Top
Systemwalker Operation Manager  User's Guide
FUJITSU Software

13.1 Continuing Job Operations at Schedule Server System Down

Whether to continue network job and distributed execution job operations during the schedule server down time can be defined using the continuous execution mode switching command (jmmode command). The following describes how to define the continuous execution mode switching command (jmmode command). Note that the following operations should be performed in the same way, on all of the linked schedule servers and execution servers.

Procedure

  1. Stopping the services or the daemon

    Terminate the following services/daemons.

    • Jobscheduler service/daemon

    • Job Execution Control service/daemon

  2. Executing the continuous execution mode switching command (jmmode command)

    Execute the jmmode command for which the continue operand has been specified to validate the continuous execution mode for network and distributed execution jobs. For details on the jmmode command, see the "Shared Commands" section of the Systemwalker Operation Manager Reference Guide.

  3. Starting the services or the daemons

    Start the following services/daemons.

    • Job Execution Control service/daemon

    • Jobscheduler service/daemon

Note

  • For Windows system, only network and distributed execution jobs can be continued at schedule server system down. The jobs that are executing on the schedule server cannot be continued.

    For UNIX system, only network and distributed execution jobs within the job nets with the Job Execution Control attribute can be continued at schedule server system down. The jobs in the job nets with other attribute or the jobs that are executing on the schedule server cannot be continued.

  • If the JCL file is used, the job execution cannot be continued at schedule server system down.

  • If a Jobscheduler command (other than the jobschprint command) has been used to register job nets or groups, the schedule file will not be duplicated. The schedule file may be corrupted if the schedule server system down has occurred while any of these commands is in execution.
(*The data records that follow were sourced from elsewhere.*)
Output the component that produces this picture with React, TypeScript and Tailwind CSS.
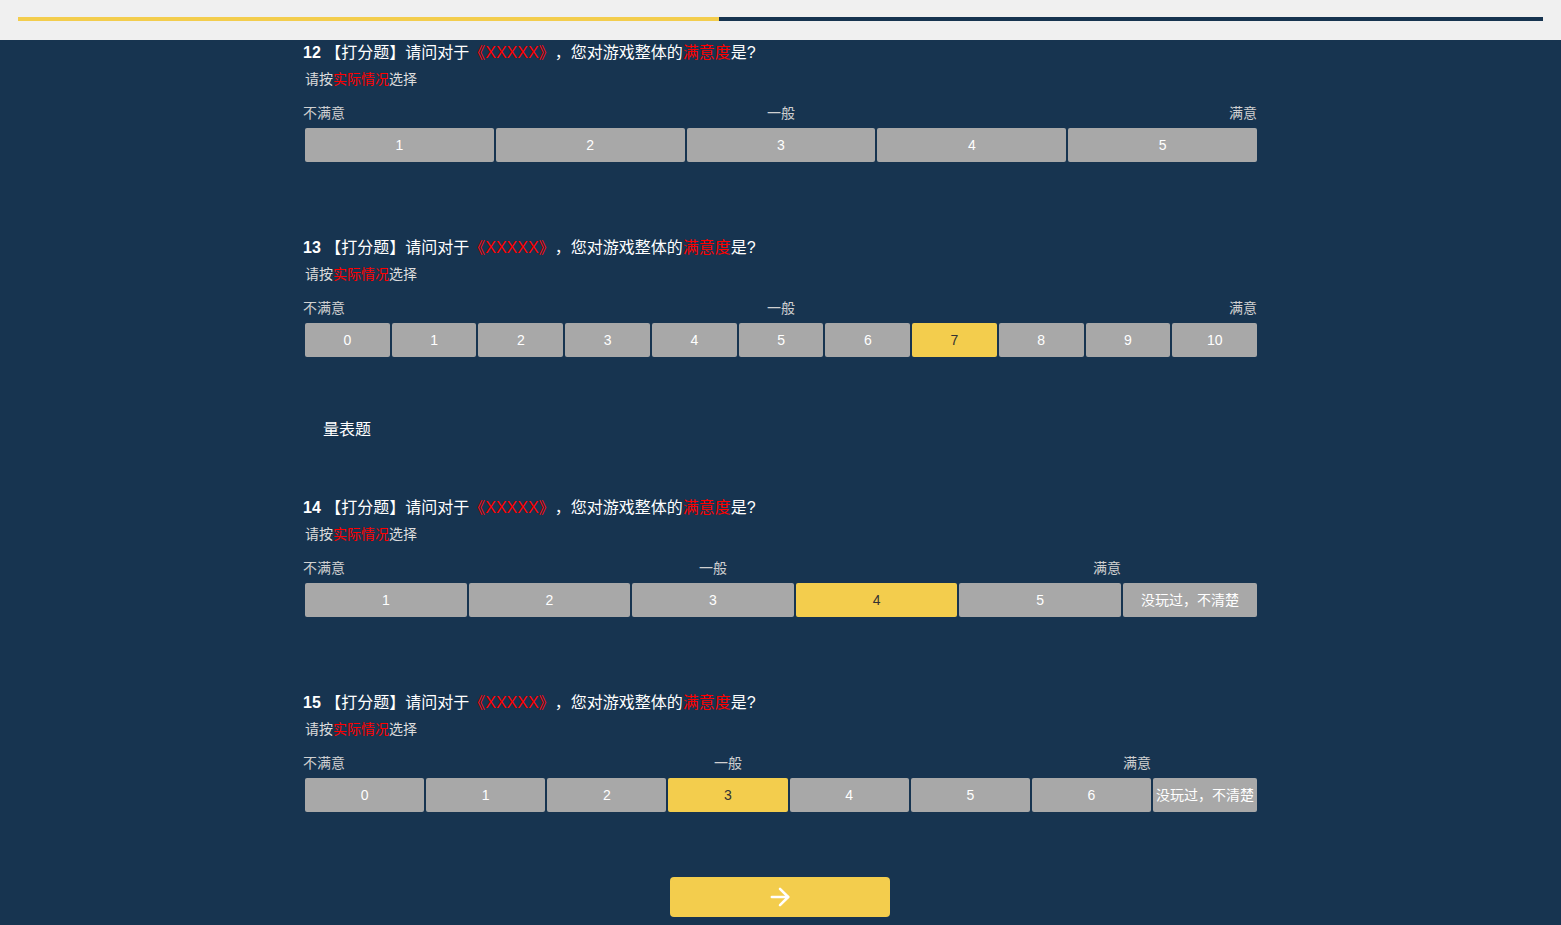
import React from 'react';
import { ArrowRight } from 'lucide-react';

interface ScoreQuestionProps {
  num: number;
  options: string[];
  selected?: string;
  extra?: { label: string; width: string };
}

const FONT = { fontFamily: '"Liberation Sans", "Noto Sans CJK SC", sans-serif' };

const OptionButton: React.FC<{ label: string; active: boolean; className?: string }> = ({
  label,
  active,
  className = '',
}) => (
  <div
    className={`h-[34px] rounded-[2px] flex items-center justify-center text-[14px] whitespace-nowrap ${
      active ? 'bg-[#f3cd4d] text-[#333]' : 'bg-[#a8a8a8] text-white'
    } ${className}`}
  >
    {label}
  </div>
);

const ScoreQuestion: React.FC<ScoreQuestionProps> = ({ num, options, selected, extra }) => (
  <div>
    {/* Title */}
    <div className="h-[26px] leading-[26px] text-[16px] text-white whitespace-nowrap [text-spacing-trim:space-all]">
      <span className="font-bold">{num}</span> 【打分题】请问对于
      <span className="text-[#ff0000]">《XXXXX》</span>，您对游戏整体的
      <span className="text-[#ff0000]">满意度</span>是?
    </div>
    <div className="mt-[3px] h-[20px] leading-[20px] text-[14px] text-[#dcdcdc] pl-[2px]">
      请按<span className="text-[#ff0000]">实际情况</span>选择
    </div>

    {/* Scale labels + options */}
    <div className="mt-[15px] flex">
      <div className="flex-1 flex flex-col">
        <div className="h-[18px] leading-[18px] text-[14px] text-[#d0d0d0] grid grid-cols-3">
          <span className="text-left">不满意</span>
          <span className="text-center pl-[2px]">一般</span>
          <span className="text-right">满意</span>
        </div>
        <div className="mt-[6px] flex gap-[2px] pl-[2px]">
          {options.map((o) => (
            <OptionButton key={o} label={o} active={o === selected} className="flex-1" />
          ))}
        </div>
      </div>
      {extra && (
        <div className="flex flex-col ml-[2px]">
          <div className="h-[18px]" />
          <div className="mt-[6px]">
            <OptionButton label={extra.label} active={false} className={extra.width} />
          </div>
        </div>
      )}
    </div>
  </div>
);

export default function App() {
  return (
    <div className="min-h-[925px] bg-[#173450]" style={FONT}>
      {/* Progress header */}
      <div className="h-10 bg-[#f0f0f0] px-[18px] pt-[17px]">
        <div className="h-1 bg-[#173450] flex">
          <div className="w-[701px] bg-[#f3cd4d]" />
        </div>
      </div>

      <div className="w-[955px] mx-auto pr-[1px] pb-[8px]">
        <ScoreQuestion num={12} options={['1', '2', '3', '4', '5']} />
        <div className="h-[73px]" />
        <ScoreQuestion
          num={13}
          options={['0', '1', '2', '3', '4', '5', '6', '7', '8', '9', '10']}
          selected="7"
        />

        <div className="mt-[60px] pl-[20px] h-[26px] leading-[26px] text-[16px] text-white">量表题</div>

        <div className="h-[52px]" />
        <ScoreQuestion
          num={14}
          options={['1', '2', '3', '4', '5']}
          selected="4"
          extra={{ label: '没玩过，不清楚', width: 'w-[134px]' }}
        />
        <div className="h-[73px]" />
        <ScoreQuestion
          num={15}
          options={['0', '1', '2', '3', '4', '5', '6']}
          selected="3"
          extra={{ label: '没玩过，不清楚', width: 'w-[104px]' }}
        />

        {/* Next */}
        <div className="mt-[65px] flex justify-center">
          <button className="w-[220px] h-[40px] rounded-[4px] bg-[#f3cd4d] flex items-center justify-center text-white">
            <ArrowRight size={28} strokeWidth={2.2} />
          </button>
        </div>
      </div>
    </div>
  );
}
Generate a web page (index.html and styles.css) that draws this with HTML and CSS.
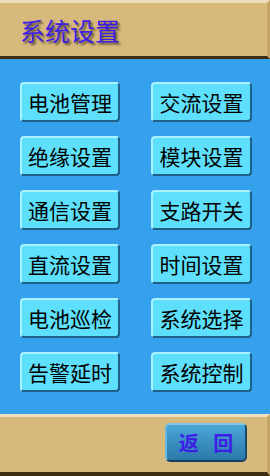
FILE: index.html
```html
<!DOCTYPE html>
<html lang="zh">
<head>
  <meta charset="UTF-8">
  <title>系统设置</title>
  <meta name="viewport" content="width=device-width, initial-scale=1.0">
  <link rel="stylesheet" href="styles.css">
</head>
<body>
  <div class="header">
    <span class="title">系统设置</span>
  </div>

  <!-- Settings menu -->
  <div class="menu">
    <button class="menu-btn">电池管理</button>
    <button class="menu-btn">交流设置</button>
    <button class="menu-btn">绝缘设置</button>
    <button class="menu-btn">模块设置</button>
    <button class="menu-btn">通信设置</button>
    <button class="menu-btn">支路开关</button>
    <button class="menu-btn">直流设置</button>
    <button class="menu-btn">时间设置</button>
    <button class="menu-btn">电池巡检</button>
    <button class="menu-btn">系统选择</button>
    <button class="menu-btn">告警延时</button>
    <button class="menu-btn">系统控制</button>
  </div>

  <div class="footer">
    <button class="back-btn">返 回</button>
  </div>
</body>
</html>
```

FILE: styles.css
```css
body {
  margin: 0;
  width: 270px;
  height: 476px;
  display: flex;
  flex-direction: column;
  overflow: hidden;
  font-family: "Noto Sans CJK SC", "Noto Sans", sans-serif;
}
.header {
  box-sizing: border-box;
  height: 59px;
  background: #d7b97c;
  border-top: 3px solid #eedfba;
  border-right: 3px solid #c4a468;
  border-bottom: 3px solid #3e2e14;
  display: flex;
  align-items: center;
  padding-left: 20px;
}
.title {
  font-size: 25px;
  color: #3d1ee6;
  text-shadow: 2px 2px 2px #6a5434;
  line-height: 1;
  margin-top: 2px;
}
.menu {
  flex: 1;
  background: #35a0ec;
  display: grid;
  grid-template-columns: 100px 101px;
  grid-auto-rows: 40px;
  column-gap: 31px;
  row-gap: 14px;
  padding: 23px 0 0 20px;
}
.menu-btn {
  box-sizing: border-box;
  margin: 0;
  padding: 0;
  background: #5ee0fc;
  border-top: 2px solid #a8f2ff;
  border-left: 2px solid #a8f2ff;
  border-right: 2px solid #1e6088;
  border-bottom: 2px solid #1e6088;
  border-radius: 4px;
  font-family: inherit;
  font-size: 21px;
  color: #000;
  line-height: 1;
}
.footer {
  box-sizing: border-box;
  height: 62px;
  background: #d7b97c;
  border-top: 3px solid #f0e0bb;
  border-right: 3px solid #c4a468;
  border-bottom: 4px solid #3e2e14;
  display: flex;
  justify-content: flex-end;
  padding: 6px 20px 0 0;
}
.back-btn {
  box-sizing: border-box;
  width: 82px;
  height: 39px;
  margin: 0;
  padding: 0;
  background: linear-gradient(#4aa6d8, #2b79aa);
  border-top: 2px solid #7cc4ea;
  border-left: 2px solid #6ab8e2;
  border-right: 2px solid #1a4a6c;
  border-bottom: 2px solid #15405e;
  border-radius: 5px;
  font-family: inherit;
  font-size: 20px;
  font-weight: bold;
  color: #3d1ee6;
  word-spacing: 10px;
  line-height: 1;
}
```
  • Use the same continuous execution mode on both the schedule server and all of the execution servers to which execution requests are sent. The following problems sometimes occur when the same continuous execution mode is not used:

    • During schedule server system downs, "Executing" may be displayed even though the jobs have terminated

    • Jobs may output an error message and terminate abnormally

    • Network job execution may be duplicated

  • Continuous job execution is possible only in environments where updates are reliably reflected in the physical disk. In environments where updates are reflected only in the cache, information on jobs that were running when the system fails does not remain in the disk, so continuous job execution is not guaranteed.

  • In the UNIX version, continuous job execution applies to abnormal stop of the Job Execution Control daemon, but in the Windows version, it applies both to abnormal stop and to normal stop of the service.

    This difference is intended to handle the following discrepancy in stop operations when failover is performed in a cluster system, in order to enable continuous job execution in the Windows version as well:

    • UNIX version: A stop of the Job Execution Control daemon is regarded as an abnormal stop.

    • Windows version: A stop of the Job Execution Control service is regarded as a normal stop.

Note

Continuous execution mode for network jobs and distributed execution jobs

As a default, the continuous execution mode is specified to cancel network jobs and distributed execution jobs if the schedule server system down has occurred. In such cases, the job execution will be considered to be interrupted (completion code = 239) at the schedule server startup after the system down.

Note

Duplication of schedule files

When schedule information file redundancy is specified with the jmmode command, write operations to the backup file will be synchronized as well as write operations to the schedule information file. Synchronization of write operations to the backup file helps prevent inconsistencies from occurring in the schedule information file, but it also adversely affects the scheduling and execution performance of groups, job nets and jobs. Before deciding to use this function, carry out thorough performance validation tests to determine whether job nets are running correctly according to schedule. Even when redundancy is specified, schedule information file discrepancies can still occur in some situations, such as when a power failure occurs while the operating system is writing to the hard disk. Consider making regular backups to guard against such situations.

Degradation of scheduling and execution performance can be avoided by not implementing schedule information file redundancy with the jmmode command. However, this will increase the risk of schedule information file inconsistencies due to events such as unexpected power outages, so regular backups should be made to facilitate recovery in the event of such problems.

Note

Policy distribution [Windows version]

To extract the policy information (the execution parameter information for the Jobscheduler) from a server environment where the continuous execution mode for network and distributed execution jobs has been validated and distribute and apply it to another server environment where the continuous execution mode has not been validated, distribute the policy information, execute the jmmode command with the continue operand specified on the distribution server and validate the continuous execution mode.

Conversely, to extract the policy information (the execution parameter information for the Jobscheduler) from a server environment where the continuous execution mode for network jobs has not been validated and to distribute and apply it to another server environment where the continuous execution mode has been validated, distribute the policy information, execute the jmmode command with the cancel operand specified on the distribution server and validate the continuous execution mode.